↓

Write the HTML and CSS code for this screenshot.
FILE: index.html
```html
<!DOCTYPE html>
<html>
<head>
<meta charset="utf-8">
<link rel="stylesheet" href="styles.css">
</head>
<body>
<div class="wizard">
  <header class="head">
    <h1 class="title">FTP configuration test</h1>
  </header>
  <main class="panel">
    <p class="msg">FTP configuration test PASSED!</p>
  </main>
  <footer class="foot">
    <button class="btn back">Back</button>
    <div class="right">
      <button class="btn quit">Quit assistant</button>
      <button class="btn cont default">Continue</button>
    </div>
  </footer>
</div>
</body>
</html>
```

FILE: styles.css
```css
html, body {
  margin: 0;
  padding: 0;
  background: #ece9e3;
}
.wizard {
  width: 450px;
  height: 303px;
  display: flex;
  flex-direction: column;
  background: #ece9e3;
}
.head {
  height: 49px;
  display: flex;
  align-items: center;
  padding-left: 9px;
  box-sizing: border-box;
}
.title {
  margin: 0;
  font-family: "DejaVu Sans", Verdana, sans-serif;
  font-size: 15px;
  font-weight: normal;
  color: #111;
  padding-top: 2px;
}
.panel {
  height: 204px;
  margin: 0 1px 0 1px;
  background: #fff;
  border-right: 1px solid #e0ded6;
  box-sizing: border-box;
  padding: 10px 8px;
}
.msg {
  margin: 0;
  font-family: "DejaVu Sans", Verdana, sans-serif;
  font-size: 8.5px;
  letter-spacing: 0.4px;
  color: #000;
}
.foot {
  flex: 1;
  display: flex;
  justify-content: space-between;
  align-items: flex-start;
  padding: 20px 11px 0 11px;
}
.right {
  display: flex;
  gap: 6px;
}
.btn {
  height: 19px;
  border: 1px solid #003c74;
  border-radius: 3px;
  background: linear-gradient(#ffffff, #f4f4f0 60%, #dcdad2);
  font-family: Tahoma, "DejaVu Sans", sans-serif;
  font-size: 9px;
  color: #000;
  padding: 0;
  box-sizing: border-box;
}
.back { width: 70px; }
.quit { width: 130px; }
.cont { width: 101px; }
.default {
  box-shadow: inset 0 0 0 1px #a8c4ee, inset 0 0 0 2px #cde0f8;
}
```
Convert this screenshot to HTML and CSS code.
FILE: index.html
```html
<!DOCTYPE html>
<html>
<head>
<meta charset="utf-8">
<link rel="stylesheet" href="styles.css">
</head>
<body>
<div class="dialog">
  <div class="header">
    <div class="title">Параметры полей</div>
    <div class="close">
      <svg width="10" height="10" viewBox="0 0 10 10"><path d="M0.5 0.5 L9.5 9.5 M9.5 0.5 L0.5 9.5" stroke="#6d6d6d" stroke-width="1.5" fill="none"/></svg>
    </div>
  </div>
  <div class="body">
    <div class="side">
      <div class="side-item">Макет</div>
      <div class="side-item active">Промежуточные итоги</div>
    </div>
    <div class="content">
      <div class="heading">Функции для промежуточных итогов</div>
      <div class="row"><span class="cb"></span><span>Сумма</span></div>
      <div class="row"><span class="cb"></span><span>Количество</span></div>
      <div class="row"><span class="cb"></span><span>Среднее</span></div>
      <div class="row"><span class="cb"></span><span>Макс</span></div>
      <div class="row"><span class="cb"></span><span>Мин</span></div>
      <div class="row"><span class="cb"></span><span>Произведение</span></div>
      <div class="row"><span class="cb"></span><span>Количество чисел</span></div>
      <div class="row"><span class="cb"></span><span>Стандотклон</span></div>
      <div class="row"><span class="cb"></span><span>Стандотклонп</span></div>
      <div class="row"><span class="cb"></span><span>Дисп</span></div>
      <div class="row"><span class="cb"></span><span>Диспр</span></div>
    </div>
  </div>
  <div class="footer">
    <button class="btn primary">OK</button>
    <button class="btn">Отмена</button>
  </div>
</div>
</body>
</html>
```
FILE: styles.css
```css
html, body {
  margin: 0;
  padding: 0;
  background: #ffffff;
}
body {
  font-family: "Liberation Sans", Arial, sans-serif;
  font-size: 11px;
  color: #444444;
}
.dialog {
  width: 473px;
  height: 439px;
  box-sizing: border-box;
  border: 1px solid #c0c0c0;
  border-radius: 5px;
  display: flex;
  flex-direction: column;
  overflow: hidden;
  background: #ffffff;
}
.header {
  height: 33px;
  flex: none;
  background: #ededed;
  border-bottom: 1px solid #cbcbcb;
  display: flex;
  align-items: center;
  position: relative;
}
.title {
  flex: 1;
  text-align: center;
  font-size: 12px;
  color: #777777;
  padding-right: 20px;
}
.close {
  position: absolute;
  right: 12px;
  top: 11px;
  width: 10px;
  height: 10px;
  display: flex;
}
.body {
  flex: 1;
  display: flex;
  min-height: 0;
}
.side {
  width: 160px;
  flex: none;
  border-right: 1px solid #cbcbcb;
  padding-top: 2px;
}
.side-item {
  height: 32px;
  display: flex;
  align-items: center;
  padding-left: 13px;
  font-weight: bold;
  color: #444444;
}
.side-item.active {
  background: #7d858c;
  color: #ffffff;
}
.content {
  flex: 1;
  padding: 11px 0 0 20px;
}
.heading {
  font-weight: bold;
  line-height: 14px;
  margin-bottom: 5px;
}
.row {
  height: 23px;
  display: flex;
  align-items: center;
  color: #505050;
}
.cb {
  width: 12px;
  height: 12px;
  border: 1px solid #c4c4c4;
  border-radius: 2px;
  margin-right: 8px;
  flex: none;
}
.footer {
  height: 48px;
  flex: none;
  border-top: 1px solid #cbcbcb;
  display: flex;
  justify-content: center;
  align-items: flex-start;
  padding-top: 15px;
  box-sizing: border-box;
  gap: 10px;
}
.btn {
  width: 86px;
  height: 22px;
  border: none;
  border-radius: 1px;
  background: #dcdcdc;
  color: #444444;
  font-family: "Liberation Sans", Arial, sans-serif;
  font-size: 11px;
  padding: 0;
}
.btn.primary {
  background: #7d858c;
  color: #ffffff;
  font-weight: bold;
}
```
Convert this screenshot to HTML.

↑

**WHAT NEEDS TO BE DONE**: Copy out all lines from the material above that contain the string "code".

**SOLUTION TO THIS PROBLEM**:
Write the HTML and CSS code for this screenshot.
Convert this screenshot to HTML and CSS code.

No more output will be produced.